CHALLENGE ▸ Each line of the material must be repeated precisely, with the pictures left out.
----- DATASET EXTRACT -----
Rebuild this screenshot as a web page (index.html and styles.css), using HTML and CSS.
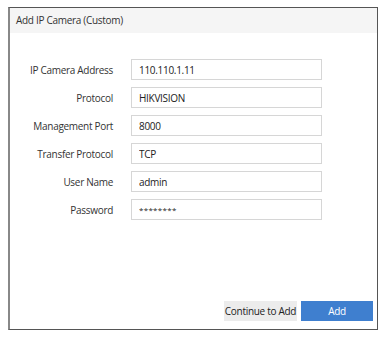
FILE: index.html
```html
<!DOCTYPE html>
<html lang="en">
<head>
    <meta charset="UTF-8">
    <meta name="viewport" content="width=device-width, initial-scale=1.0">
    <title>Add IP Camera (Custom)</title>
    <link rel="stylesheet" href="styles.css">
</head>
<body>
    <div class="dialog">
        <div class="dialog-header">Add IP Camera (Custom)</div>
        <div class="dialog-body">
            <div class="form-row">
                <label>IP Camera Address</label>
                <input type="text" value="110.110.1.11">
            </div>
            <div class="form-row">
                <label>Protocol</label>
                <input type="text" value="HIKVISION">
            </div>
            <div class="form-row">
                <label>Management Port</label>
                <input type="text" value="8000">
            </div>
            <div class="form-row">
                <label>Transfer Protocol</label>
                <input type="text" value="TCP">
            </div>
            <div class="form-row">
                <label>User Name</label>
                <input type="text" value="admin">
            </div>
            <div class="form-row">
                <label>Password</label>
                <input type="text" class="masked" value="********">
            </div>
        </div>
        <div class="dialog-footer">
            <button class="btn">Continue to Add</button>
            <button class="btn btn-primary">Add</button>
        </div>
    </div>
</body>
</html>
```

FILE: styles.css
```css
* {
    box-sizing: border-box;
    margin: 0;
    padding: 0;
}

body {
    background: #fff;
    font-family: "Open Sans", Arial, sans-serif;
    font-size: 10px;
    letter-spacing: -0.3px;
    color: #333;
}

.dialog {
    display: flex;
    flex-direction: column;
    width: 370px;
    height: 323px;
    margin: 7px 8px;
    border: 1px solid #555;
    border-left: 2px solid #888;
    background: #fff;
}

.dialog-header {
    height: 25px;
    padding: 0 0 0 6px;
    line-height: 25px;
    background: #f5f5f5;
    color: #333;
}

.dialog-body {
    display: flex;
    flex-direction: column;
    gap: 7px;
    padding-top: 26px;
}

.form-row {
    display: flex;
    align-items: center;
}

.form-row label {
    width: 103px;
    margin-right: 18px;
    text-align: right;
    color: #333;
}

.form-row input {
    width: 191px;
    height: 21px;
    padding: 0 7px;
    border: 1px solid #d6d6d6;
    font-family: inherit;
    font-size: 10px;
    letter-spacing: -0.3px;
    color: #222;
    outline: none;
}

.form-row input.masked {
    font-size: 8px;
    letter-spacing: 0.3px;
}

.dialog-footer {
    display: flex;
    justify-content: flex-end;
    gap: 4px;
    margin-top: auto;
    padding: 0 4px 8px 0;
}

.btn {
    width: 73px;
    height: 20px;
    padding: 0;
    border: none;
    background: #ececec;
    font-family: inherit;
    font-size: 10px;
    letter-spacing: -0.3px;
    white-space: nowrap;
    color: #222;
    cursor: pointer;
}

.btn-primary {
    width: 72px;
    background: #3f7fcf;
    color: #fff;
}
```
-----
WRITTEN RESPONSE ▸
Rebuild this screenshot as a web page (index.html and styles.css), using HTML and CSS.
FILE: index.html
```html
<!DOCTYPE html>
<html lang="en">
<head>
    <meta charset="UTF-8">
    <meta name="viewport" content="width=device-width, initial-scale=1.0">
    <title>Add IP Camera (Custom)</title>
    <link rel="stylesheet" href="styles.css">
</head>
<body>
    <div class="dialog">
        <div class="dialog-header">Add IP Camera (Custom)</div>
        <div class="dialog-body">
            <div class="form-row">
                <label>IP Camera Address</label>
                <input type="text" value="110.110.1.11">
            </div>
            <div class="form-row">
                <label>Protocol</label>
                <input type="text" value="HIKVISION">
            </div>
            <div class="form-row">
                <label>Management Port</label>
                <input type="text" value="8000">
            </div>
            <div class="form-row">
                <label>Transfer Protocol</label>
                <input type="text" value="TCP">
            </div>
            <div class="form-row">
                <label>User Name</label>
                <input type="text" value="admin">
            </div>
            <div class="form-row">
                <label>Password</label>
                <input type="text" class="masked" value="********">
            </div>
        </div>
        <div class="dialog-footer">
            <button class="btn">Continue to Add</button>
            <button class="btn btn-primary">Add</button>
        </div>
    </div>
</body>
</html>
```

FILE: styles.css
```css
* {
    box-sizing: border-box;
    margin: 0;
    padding: 0;
}

body {
    background: #fff;
    font-family: "Open Sans", Arial, sans-serif;
    font-size: 10px;
    letter-spacing: -0.3px;
    color: #333;
}

.dialog {
    display: flex;
    flex-direction: column;
    width: 370px;
    height: 323px;
    margin: 7px 8px;
    border: 1px solid #555;
    border-left: 2px solid #888;
    background: #fff;
}

.dialog-header {
    height: 25px;
    padding: 0 0 0 6px;
    line-height: 25px;
    background: #f5f5f5;
    color: #333;
}

.dialog-body {
    display: flex;
    flex-direction: column;
    gap: 7px;
    padding-top: 26px;
}

.form-row {
    display: flex;
    align-items: center;
}

.form-row label {
    width: 103px;
    margin-right: 18px;
    text-align: right;
    color: #333;
}

.form-row input {
    width: 191px;
    height: 21px;
    padding: 0 7px;
    border: 1px solid #d6d6d6;
    font-family: inherit;
    font-size: 10px;
    letter-spacing: -0.3px;
    color: #222;
    outline: none;
}

.form-row input.masked {
    font-size: 8px;
    letter-spacing: 0.3px;
}

.dialog-footer {
    display: flex;
    justify-content: flex-end;
    gap: 4px;
    margin-top: auto;
    padding: 0 4px 8px 0;
}

.btn {
    width: 73px;
    height: 20px;
    padding: 0;
    border: none;
    background: #ececec;
    font-family: inherit;
    font-size: 10px;
    letter-spacing: -0.3px;
    white-space: nowrap;
    color: #222;
    cursor: pointer;
}

.btn-primary {
    width: 72px;
    background: #3f7fcf;
    color: #fff;
}
```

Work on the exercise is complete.